▶ **TASK TO CARRY OUT**: Copy nothing but the text: reproduce each line of the listing exactly and leave the pictures out.
━━ COLLECTED DATA
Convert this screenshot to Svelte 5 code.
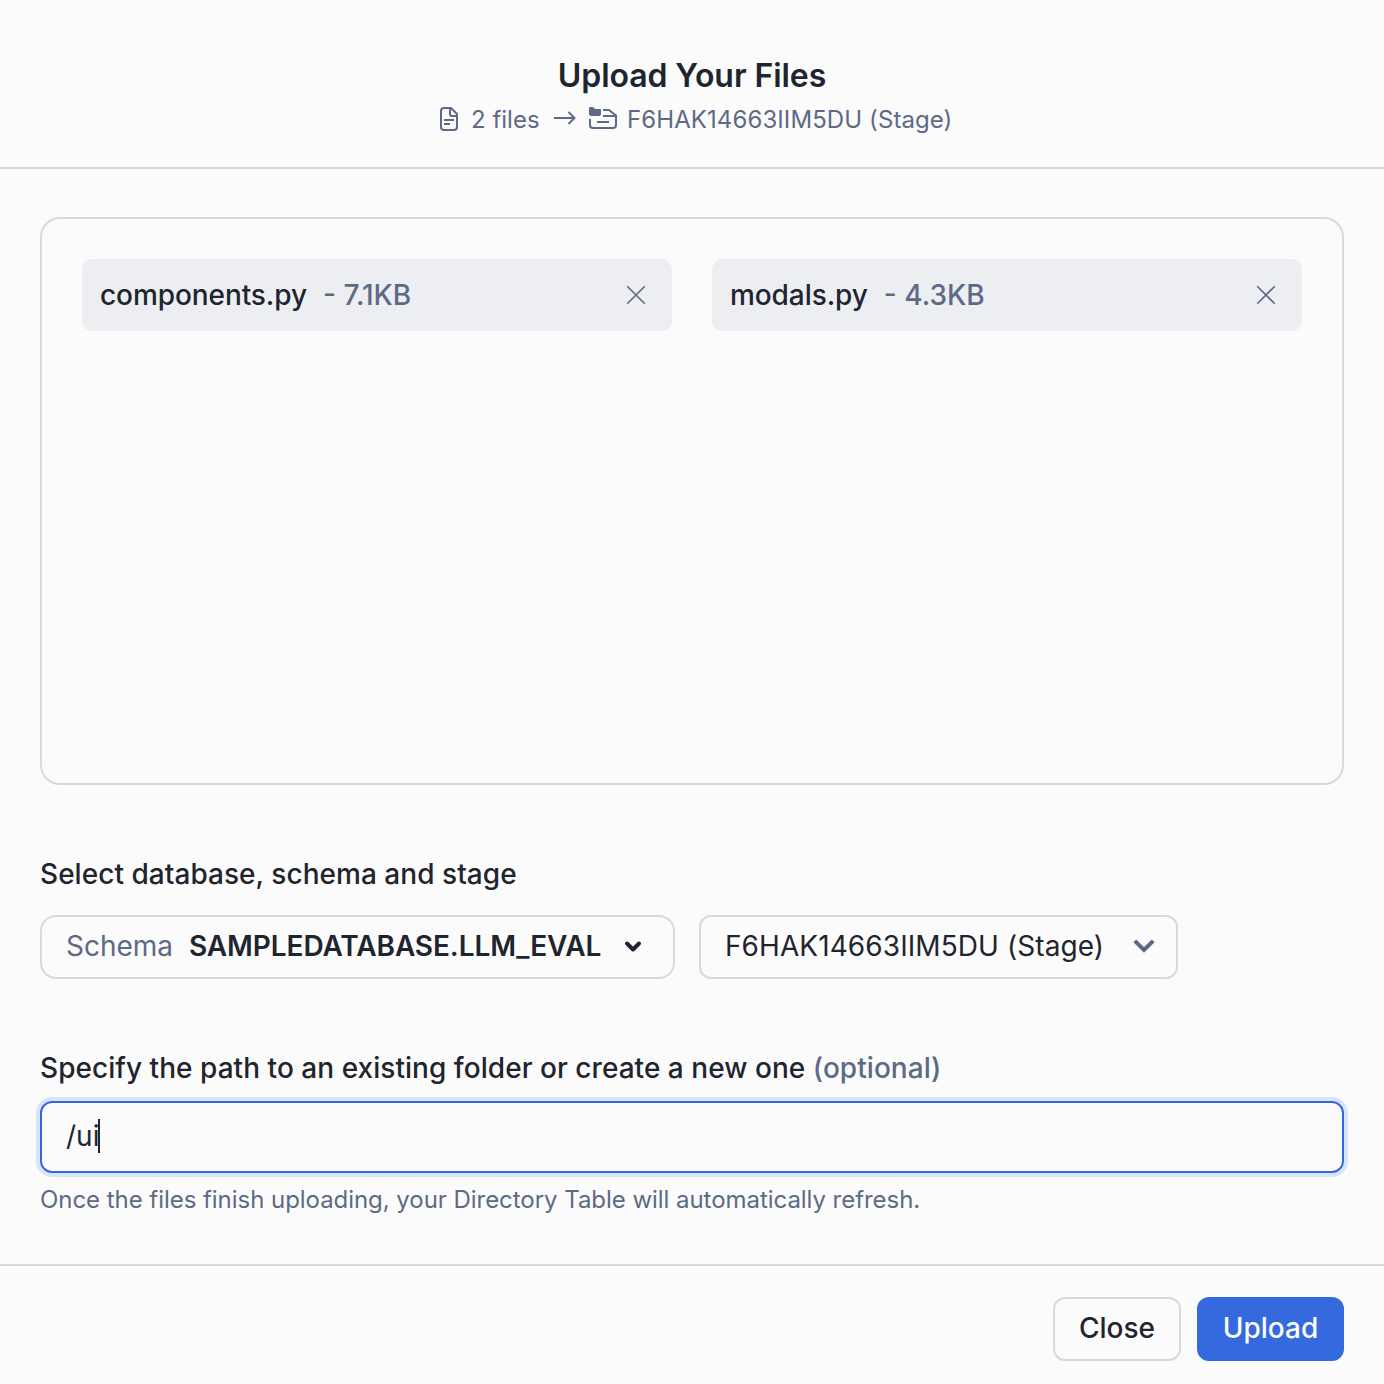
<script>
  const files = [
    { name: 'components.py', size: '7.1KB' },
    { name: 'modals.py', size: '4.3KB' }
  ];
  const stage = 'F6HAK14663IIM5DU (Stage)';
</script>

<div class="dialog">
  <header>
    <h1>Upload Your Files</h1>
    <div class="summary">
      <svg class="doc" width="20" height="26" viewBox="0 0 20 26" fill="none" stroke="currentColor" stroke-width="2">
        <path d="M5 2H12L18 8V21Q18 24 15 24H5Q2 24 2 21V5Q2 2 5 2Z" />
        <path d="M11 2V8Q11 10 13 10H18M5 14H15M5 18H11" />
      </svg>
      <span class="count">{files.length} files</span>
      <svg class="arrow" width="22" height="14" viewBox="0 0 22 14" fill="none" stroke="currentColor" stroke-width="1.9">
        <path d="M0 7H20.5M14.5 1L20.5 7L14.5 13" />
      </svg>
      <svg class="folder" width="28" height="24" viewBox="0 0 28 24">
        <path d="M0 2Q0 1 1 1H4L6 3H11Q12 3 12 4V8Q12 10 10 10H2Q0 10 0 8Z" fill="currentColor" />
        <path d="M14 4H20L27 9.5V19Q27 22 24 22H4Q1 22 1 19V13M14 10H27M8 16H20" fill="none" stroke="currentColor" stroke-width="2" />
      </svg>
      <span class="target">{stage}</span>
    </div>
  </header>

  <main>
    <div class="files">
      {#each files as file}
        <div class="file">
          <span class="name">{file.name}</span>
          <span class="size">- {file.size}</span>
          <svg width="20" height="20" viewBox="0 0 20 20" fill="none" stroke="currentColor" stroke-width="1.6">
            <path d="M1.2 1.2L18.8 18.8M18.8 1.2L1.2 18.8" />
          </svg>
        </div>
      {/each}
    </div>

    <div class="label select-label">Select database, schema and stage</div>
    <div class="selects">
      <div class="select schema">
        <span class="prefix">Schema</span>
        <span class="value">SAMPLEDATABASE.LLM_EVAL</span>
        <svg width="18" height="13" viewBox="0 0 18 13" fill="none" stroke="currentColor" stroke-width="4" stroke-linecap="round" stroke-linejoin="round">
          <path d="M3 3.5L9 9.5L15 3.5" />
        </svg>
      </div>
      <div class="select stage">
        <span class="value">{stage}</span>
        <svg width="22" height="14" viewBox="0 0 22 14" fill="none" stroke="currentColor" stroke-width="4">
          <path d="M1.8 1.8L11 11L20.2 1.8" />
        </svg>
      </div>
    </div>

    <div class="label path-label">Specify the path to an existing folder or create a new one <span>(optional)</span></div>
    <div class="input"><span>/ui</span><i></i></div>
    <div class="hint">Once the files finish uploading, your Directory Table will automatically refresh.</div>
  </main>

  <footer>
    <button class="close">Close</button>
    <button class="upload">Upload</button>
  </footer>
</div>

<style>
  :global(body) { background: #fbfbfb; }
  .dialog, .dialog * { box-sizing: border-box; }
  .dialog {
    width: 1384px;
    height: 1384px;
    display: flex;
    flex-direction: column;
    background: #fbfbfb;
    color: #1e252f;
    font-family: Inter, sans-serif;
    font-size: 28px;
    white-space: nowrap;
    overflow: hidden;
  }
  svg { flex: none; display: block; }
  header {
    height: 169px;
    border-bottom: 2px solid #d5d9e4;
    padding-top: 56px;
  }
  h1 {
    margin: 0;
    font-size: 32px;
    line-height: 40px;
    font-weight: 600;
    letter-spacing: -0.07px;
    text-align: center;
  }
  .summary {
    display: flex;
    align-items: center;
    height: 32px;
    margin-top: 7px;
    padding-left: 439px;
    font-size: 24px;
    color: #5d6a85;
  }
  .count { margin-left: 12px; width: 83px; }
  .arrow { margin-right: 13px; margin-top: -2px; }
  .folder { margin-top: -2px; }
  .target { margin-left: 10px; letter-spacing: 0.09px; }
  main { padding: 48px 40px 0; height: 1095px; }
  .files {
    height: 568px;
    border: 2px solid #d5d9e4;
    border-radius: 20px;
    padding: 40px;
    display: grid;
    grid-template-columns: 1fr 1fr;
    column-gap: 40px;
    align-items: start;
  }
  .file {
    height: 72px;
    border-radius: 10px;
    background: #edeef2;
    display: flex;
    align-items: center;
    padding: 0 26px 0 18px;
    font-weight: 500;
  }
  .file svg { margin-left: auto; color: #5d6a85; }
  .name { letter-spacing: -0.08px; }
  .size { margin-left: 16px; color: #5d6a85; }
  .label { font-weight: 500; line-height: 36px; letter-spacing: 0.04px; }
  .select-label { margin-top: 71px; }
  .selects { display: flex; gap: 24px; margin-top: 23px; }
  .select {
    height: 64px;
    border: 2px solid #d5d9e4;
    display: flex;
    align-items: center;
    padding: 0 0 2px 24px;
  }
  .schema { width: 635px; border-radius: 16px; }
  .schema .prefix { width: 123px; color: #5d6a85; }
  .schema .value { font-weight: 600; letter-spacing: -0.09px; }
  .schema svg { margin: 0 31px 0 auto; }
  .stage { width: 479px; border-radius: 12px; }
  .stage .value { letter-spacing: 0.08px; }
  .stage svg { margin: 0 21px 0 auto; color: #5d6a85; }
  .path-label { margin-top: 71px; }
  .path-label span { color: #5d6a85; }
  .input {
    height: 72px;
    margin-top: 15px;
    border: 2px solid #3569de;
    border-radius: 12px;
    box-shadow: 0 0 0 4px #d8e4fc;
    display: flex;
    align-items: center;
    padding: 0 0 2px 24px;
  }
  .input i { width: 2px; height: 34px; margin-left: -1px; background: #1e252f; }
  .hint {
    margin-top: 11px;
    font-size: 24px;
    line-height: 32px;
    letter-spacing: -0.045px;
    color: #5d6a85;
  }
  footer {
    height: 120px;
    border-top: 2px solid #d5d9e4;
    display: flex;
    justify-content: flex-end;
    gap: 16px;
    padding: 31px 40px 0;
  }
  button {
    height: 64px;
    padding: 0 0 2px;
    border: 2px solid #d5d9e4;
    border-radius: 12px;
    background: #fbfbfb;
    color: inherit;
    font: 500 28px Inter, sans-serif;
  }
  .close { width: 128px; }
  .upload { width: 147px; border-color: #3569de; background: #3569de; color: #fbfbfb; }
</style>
━━━━
▶ **SOLVED EXERCISE**:
Convert this screenshot to Svelte 5 code.
<script>
  const files = [
    { name: 'components.py', size: '7.1KB' },
    { name: 'modals.py', size: '4.3KB' }
  ];
  const stage = 'F6HAK14663IIM5DU (Stage)';
</script>

<div class="dialog">
  <header>
    <h1>Upload Your Files</h1>
    <div class="summary">
      <svg class="doc" width="20" height="26" viewBox="0 0 20 26" fill="none" stroke="currentColor" stroke-width="2">
        <path d="M5 2H12L18 8V21Q18 24 15 24H5Q2 24 2 21V5Q2 2 5 2Z" />
        <path d="M11 2V8Q11 10 13 10H18M5 14H15M5 18H11" />
      </svg>
      <span class="count">{files.length} files</span>
      <svg class="arrow" width="22" height="14" viewBox="0 0 22 14" fill="none" stroke="currentColor" stroke-width="1.9">
        <path d="M0 7H20.5M14.5 1L20.5 7L14.5 13" />
      </svg>
      <svg class="folder" width="28" height="24" viewBox="0 0 28 24">
        <path d="M0 2Q0 1 1 1H4L6 3H11Q12 3 12 4V8Q12 10 10 10H2Q0 10 0 8Z" fill="currentColor" />
        <path d="M14 4H20L27 9.5V19Q27 22 24 22H4Q1 22 1 19V13M14 10H27M8 16H20" fill="none" stroke="currentColor" stroke-width="2" />
      </svg>
      <span class="target">{stage}</span>
    </div>
  </header>

  <main>
    <div class="files">
      {#each files as file}
        <div class="file">
          <span class="name">{file.name}</span>
          <span class="size">- {file.size}</span>
          <svg width="20" height="20" viewBox="0 0 20 20" fill="none" stroke="currentColor" stroke-width="1.6">
            <path d="M1.2 1.2L18.8 18.8M18.8 1.2L1.2 18.8" />
          </svg>
        </div>
      {/each}
    </div>

    <div class="label select-label">Select database, schema and stage</div>
    <div class="selects">
      <div class="select schema">
        <span class="prefix">Schema</span>
        <span class="value">SAMPLEDATABASE.LLM_EVAL</span>
        <svg width="18" height="13" viewBox="0 0 18 13" fill="none" stroke="currentColor" stroke-width="4" stroke-linecap="round" stroke-linejoin="round">
          <path d="M3 3.5L9 9.5L15 3.5" />
        </svg>
      </div>
      <div class="select stage">
        <span class="value">{stage}</span>
        <svg width="22" height="14" viewBox="0 0 22 14" fill="none" stroke="currentColor" stroke-width="4">
          <path d="M1.8 1.8L11 11L20.2 1.8" />
        </svg>
      </div>
    </div>

    <div class="label path-label">Specify the path to an existing folder or create a new one <span>(optional)</span></div>
    <div class="input"><span>/ui</span><i></i></div>
    <div class="hint">Once the files finish uploading, your Directory Table will automatically refresh.</div>
  </main>

  <footer>
    <button class="close">Close</button>
    <button class="upload">Upload</button>
  </footer>
</div>

<style>
  :global(body) { background: #fbfbfb; }
  .dialog, .dialog * { box-sizing: border-box; }
  .dialog {
    width: 1384px;
    height: 1384px;
    display: flex;
    flex-direction: column;
    background: #fbfbfb;
    color: #1e252f;
    font-family: Inter, sans-serif;
    font-size: 28px;
    white-space: nowrap;
    overflow: hidden;
  }
  svg { flex: none; display: block; }
  header {
    height: 169px;
    border-bottom: 2px solid #d5d9e4;
    padding-top: 56px;
  }
  h1 {
    margin: 0;
    font-size: 32px;
    line-height: 40px;
    font-weight: 600;
    letter-spacing: -0.07px;
    text-align: center;
  }
  .summary {
    display: flex;
    align-items: center;
    height: 32px;
    margin-top: 7px;
    padding-left: 439px;
    font-size: 24px;
    color: #5d6a85;
  }
  .count { margin-left: 12px; width: 83px; }
  .arrow { margin-right: 13px; margin-top: -2px; }
  .folder { margin-top: -2px; }
  .target { margin-left: 10px; letter-spacing: 0.09px; }
  main { padding: 48px 40px 0; height: 1095px; }
  .files {
    height: 568px;
    border: 2px solid #d5d9e4;
    border-radius: 20px;
    padding: 40px;
    display: grid;
    grid-template-columns: 1fr 1fr;
    column-gap: 40px;
    align-items: start;
  }
  .file {
    height: 72px;
    border-radius: 10px;
    background: #edeef2;
    display: flex;
    align-items: center;
    padding: 0 26px 0 18px;
    font-weight: 500;
  }
  .file svg { margin-left: auto; color: #5d6a85; }
  .name { letter-spacing: -0.08px; }
  .size { margin-left: 16px; color: #5d6a85; }
  .label { font-weight: 500; line-height: 36px; letter-spacing: 0.04px; }
  .select-label { margin-top: 71px; }
  .selects { display: flex; gap: 24px; margin-top: 23px; }
  .select {
    height: 64px;
    border: 2px solid #d5d9e4;
    display: flex;
    align-items: center;
    padding: 0 0 2px 24px;
  }
  .schema { width: 635px; border-radius: 16px; }
  .schema .prefix { width: 123px; color: #5d6a85; }
  .schema .value { font-weight: 600; letter-spacing: -0.09px; }
  .schema svg { margin: 0 31px 0 auto; }
  .stage { width: 479px; border-radius: 12px; }
  .stage .value { letter-spacing: 0.08px; }
  .stage svg { margin: 0 21px 0 auto; color: #5d6a85; }
  .path-label { margin-top: 71px; }
  .path-label span { color: #5d6a85; }
  .input {
    height: 72px;
    margin-top: 15px;
    border: 2px solid #3569de;
    border-radius: 12px;
    box-shadow: 0 0 0 4px #d8e4fc;
    display: flex;
    align-items: center;
    padding: 0 0 2px 24px;
  }
  .input i { width: 2px; height: 34px; margin-left: -1px; background: #1e252f; }
  .hint {
    margin-top: 11px;
    font-size: 24px;
    line-height: 32px;
    letter-spacing: -0.045px;
    color: #5d6a85;
  }
  footer {
    height: 120px;
    border-top: 2px solid #d5d9e4;
    display: flex;
    justify-content: flex-end;
    gap: 16px;
    padding: 31px 40px 0;
  }
  button {
    height: 64px;
    padding: 0 0 2px;
    border: 2px solid #d5d9e4;
    border-radius: 12px;
    background: #fbfbfb;
    color: inherit;
    font: 500 28px Inter, sans-serif;
  }
  .close { width: 128px; }
  .upload { width: 147px; border-color: #3569de; background: #3569de; color: #fbfbfb; }
</style>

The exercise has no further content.